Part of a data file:

□ □ □ □ □ □ □

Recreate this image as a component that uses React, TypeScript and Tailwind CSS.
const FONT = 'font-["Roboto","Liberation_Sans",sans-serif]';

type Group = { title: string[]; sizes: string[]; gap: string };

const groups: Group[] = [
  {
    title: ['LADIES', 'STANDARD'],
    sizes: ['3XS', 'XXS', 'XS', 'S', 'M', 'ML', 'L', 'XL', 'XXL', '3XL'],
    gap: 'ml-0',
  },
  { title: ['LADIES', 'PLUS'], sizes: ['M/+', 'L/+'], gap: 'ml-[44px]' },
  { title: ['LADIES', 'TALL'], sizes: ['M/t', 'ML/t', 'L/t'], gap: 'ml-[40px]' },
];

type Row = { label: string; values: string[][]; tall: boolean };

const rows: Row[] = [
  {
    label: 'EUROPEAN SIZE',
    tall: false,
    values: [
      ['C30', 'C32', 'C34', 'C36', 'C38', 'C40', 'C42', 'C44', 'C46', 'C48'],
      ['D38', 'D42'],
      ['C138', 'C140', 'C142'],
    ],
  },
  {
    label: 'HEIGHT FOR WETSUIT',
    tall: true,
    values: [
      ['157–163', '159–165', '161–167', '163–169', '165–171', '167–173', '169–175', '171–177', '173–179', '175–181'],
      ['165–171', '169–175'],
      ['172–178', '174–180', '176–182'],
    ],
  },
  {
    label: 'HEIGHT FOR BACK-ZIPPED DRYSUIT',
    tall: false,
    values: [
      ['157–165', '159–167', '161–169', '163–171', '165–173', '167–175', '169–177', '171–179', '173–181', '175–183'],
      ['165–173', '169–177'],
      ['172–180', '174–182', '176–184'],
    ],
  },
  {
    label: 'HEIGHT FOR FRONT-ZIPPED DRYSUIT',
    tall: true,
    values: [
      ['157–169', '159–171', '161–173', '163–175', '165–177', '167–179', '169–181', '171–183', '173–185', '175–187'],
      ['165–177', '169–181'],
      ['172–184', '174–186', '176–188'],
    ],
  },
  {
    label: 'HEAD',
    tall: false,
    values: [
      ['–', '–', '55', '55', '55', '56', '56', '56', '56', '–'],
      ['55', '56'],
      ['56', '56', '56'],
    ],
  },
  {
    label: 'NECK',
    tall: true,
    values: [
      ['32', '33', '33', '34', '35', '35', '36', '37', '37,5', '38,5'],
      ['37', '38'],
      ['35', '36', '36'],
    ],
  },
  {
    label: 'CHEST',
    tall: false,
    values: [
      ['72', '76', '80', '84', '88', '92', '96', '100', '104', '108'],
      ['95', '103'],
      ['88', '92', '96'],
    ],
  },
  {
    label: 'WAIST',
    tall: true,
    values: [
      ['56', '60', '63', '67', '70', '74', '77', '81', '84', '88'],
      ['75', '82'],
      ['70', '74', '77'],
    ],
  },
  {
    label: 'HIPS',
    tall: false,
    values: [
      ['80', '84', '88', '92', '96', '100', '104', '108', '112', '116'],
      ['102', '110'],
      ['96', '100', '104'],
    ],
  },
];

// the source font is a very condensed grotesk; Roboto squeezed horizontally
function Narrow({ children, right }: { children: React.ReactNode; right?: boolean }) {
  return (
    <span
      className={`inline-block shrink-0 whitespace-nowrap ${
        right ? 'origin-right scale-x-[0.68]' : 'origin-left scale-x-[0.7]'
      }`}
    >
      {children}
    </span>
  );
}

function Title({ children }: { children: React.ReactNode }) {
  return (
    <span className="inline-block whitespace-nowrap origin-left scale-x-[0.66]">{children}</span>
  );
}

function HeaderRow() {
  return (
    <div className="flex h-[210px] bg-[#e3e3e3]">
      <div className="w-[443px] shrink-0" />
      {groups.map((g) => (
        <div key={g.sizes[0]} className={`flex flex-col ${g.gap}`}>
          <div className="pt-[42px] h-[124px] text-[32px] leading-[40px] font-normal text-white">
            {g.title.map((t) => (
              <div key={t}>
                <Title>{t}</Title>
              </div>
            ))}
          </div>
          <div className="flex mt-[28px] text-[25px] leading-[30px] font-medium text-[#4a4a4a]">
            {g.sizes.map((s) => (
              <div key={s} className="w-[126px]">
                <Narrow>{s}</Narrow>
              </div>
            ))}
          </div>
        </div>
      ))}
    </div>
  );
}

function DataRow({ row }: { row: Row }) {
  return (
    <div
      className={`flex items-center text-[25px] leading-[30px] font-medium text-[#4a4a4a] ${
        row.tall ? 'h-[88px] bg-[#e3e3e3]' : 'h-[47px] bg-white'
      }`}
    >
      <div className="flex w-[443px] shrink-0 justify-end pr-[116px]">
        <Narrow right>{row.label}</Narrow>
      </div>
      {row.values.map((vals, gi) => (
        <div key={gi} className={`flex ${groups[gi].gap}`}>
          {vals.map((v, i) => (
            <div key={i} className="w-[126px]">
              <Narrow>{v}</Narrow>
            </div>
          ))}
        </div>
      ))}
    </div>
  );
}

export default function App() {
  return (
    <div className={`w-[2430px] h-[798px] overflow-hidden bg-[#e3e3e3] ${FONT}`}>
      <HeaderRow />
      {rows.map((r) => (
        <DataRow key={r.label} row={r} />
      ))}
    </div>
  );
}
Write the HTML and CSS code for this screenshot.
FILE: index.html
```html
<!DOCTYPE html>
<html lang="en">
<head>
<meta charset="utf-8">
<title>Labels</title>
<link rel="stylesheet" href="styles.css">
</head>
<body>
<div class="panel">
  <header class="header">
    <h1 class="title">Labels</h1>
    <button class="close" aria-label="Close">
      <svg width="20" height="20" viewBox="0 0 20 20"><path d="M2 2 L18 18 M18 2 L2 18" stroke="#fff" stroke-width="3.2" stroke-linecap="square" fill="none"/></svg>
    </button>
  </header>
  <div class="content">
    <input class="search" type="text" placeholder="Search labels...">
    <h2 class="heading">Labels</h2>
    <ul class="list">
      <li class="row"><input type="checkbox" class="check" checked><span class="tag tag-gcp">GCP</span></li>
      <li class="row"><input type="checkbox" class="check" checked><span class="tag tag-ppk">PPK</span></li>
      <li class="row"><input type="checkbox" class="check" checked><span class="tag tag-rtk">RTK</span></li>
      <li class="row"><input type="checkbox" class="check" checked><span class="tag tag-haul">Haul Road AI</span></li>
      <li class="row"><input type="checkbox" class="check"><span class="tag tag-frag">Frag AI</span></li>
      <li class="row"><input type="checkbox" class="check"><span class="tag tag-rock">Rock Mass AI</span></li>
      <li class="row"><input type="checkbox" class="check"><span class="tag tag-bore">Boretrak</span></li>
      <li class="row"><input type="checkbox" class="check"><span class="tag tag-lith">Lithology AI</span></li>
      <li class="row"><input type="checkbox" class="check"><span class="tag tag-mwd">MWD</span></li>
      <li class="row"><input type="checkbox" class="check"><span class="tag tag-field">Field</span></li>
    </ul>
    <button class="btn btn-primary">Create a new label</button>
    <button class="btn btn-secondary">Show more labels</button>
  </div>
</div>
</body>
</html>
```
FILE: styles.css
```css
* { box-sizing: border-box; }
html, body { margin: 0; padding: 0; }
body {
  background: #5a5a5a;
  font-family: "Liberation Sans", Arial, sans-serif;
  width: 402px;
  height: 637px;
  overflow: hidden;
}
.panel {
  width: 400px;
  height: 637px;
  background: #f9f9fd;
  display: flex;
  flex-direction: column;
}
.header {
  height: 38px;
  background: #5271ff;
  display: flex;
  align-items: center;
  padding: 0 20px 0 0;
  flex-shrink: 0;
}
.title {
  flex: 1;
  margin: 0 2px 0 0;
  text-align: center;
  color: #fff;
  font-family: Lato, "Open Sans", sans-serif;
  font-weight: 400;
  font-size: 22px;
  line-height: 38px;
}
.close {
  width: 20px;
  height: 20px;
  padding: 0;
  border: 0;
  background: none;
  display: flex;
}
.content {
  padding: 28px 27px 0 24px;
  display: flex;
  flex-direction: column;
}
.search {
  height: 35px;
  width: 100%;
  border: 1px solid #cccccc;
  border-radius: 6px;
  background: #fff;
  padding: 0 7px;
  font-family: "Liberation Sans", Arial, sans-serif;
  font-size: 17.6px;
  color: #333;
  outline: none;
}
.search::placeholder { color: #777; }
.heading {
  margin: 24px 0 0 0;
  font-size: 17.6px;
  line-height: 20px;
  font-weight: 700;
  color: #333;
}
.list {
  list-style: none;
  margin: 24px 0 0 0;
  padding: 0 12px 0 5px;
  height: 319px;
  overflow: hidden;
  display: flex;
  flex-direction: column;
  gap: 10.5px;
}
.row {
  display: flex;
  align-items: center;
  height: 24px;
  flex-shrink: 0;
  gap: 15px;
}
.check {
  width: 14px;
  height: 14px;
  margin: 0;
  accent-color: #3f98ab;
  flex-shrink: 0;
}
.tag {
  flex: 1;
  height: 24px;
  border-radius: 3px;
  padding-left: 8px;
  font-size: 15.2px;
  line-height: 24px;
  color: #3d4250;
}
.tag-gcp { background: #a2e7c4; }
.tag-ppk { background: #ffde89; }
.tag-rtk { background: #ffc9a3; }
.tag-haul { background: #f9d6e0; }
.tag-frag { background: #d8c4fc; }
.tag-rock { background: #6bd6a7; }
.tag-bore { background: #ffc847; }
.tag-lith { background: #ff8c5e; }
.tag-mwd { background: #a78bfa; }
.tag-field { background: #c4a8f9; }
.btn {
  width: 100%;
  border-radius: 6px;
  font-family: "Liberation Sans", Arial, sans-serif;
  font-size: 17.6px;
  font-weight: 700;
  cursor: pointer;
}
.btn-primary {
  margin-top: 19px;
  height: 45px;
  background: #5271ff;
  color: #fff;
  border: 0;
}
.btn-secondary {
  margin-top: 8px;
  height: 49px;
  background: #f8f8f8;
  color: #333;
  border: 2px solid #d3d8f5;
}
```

□ □ □ □ □ □ □

Instruction: Lines containing the word "this" are to be counted in the listing; state their number alone.

Solution to the problem: 2